Retype, please, the listing from its opening line through the line that contains "string; who: string;", both included, without the pictures.

========

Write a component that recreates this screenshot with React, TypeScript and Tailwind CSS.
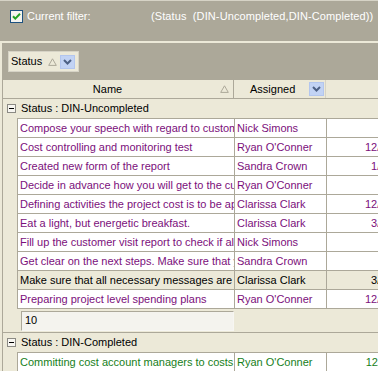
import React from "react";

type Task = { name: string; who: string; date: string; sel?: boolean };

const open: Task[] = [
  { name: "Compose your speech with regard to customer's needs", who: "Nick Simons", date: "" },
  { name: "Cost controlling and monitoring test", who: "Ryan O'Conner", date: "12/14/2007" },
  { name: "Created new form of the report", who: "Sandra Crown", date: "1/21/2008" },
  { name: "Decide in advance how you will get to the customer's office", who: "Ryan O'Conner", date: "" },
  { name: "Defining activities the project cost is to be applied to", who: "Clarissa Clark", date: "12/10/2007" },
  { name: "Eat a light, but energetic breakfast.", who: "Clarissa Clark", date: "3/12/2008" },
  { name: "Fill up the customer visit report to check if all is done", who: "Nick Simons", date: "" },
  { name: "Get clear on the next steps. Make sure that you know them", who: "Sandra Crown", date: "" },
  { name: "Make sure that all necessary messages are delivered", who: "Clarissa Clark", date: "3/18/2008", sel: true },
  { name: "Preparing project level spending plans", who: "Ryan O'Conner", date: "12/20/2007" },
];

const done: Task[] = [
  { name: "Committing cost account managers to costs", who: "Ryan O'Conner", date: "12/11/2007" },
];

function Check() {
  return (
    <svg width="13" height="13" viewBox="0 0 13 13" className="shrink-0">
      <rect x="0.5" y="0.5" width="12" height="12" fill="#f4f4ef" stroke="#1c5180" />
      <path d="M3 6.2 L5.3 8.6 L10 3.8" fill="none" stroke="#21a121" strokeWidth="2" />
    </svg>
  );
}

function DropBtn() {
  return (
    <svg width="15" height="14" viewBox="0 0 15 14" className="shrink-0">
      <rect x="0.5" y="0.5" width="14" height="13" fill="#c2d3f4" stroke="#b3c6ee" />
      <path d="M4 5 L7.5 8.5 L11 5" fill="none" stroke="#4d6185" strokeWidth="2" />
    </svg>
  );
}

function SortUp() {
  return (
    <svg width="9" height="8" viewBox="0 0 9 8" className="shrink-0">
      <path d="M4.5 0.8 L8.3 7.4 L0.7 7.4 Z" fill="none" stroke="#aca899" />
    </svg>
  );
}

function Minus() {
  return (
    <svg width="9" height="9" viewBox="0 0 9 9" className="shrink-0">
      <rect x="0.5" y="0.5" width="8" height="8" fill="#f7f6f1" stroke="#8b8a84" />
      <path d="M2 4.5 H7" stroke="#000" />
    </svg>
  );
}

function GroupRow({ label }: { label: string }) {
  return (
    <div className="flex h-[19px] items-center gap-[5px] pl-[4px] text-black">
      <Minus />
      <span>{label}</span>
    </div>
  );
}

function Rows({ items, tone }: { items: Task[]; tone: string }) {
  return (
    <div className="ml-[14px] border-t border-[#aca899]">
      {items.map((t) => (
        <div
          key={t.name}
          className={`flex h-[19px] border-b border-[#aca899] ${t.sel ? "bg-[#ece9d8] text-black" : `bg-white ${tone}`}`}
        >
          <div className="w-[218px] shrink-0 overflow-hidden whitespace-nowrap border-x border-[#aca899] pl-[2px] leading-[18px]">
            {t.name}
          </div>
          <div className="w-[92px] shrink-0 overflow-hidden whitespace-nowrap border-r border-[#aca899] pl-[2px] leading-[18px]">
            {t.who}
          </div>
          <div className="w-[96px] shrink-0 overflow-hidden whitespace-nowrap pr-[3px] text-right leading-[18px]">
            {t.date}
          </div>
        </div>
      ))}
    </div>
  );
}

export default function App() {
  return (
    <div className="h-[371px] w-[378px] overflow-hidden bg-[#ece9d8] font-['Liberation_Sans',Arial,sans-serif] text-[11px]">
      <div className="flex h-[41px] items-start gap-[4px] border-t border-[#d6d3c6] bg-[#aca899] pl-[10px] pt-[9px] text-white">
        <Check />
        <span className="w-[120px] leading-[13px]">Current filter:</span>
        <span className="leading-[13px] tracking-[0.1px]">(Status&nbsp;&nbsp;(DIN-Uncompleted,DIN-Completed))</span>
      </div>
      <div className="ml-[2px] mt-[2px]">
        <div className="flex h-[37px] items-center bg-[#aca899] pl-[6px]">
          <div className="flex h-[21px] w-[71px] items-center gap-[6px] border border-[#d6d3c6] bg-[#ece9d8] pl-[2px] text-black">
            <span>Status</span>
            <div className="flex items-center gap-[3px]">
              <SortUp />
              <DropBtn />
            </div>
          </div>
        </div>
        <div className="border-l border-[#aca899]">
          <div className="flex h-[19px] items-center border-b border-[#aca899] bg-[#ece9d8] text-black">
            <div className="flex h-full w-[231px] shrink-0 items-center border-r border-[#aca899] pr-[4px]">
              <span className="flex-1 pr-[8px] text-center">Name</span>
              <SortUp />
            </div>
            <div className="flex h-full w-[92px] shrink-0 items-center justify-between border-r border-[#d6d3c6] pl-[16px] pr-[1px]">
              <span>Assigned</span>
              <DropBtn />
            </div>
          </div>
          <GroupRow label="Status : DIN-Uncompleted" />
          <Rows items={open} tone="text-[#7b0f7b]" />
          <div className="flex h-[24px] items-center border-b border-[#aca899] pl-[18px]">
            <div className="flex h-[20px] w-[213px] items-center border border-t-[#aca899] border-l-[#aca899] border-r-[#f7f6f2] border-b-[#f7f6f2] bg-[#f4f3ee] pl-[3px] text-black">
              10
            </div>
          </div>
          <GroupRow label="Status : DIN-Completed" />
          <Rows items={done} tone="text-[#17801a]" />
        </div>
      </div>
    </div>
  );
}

========

▸ Solution for this problem
Write a component that recreates this screenshot with React, TypeScript and Tailwind CSS.
import React from "react";

type Task = { name: string; who: string; date: string; sel?: boolean };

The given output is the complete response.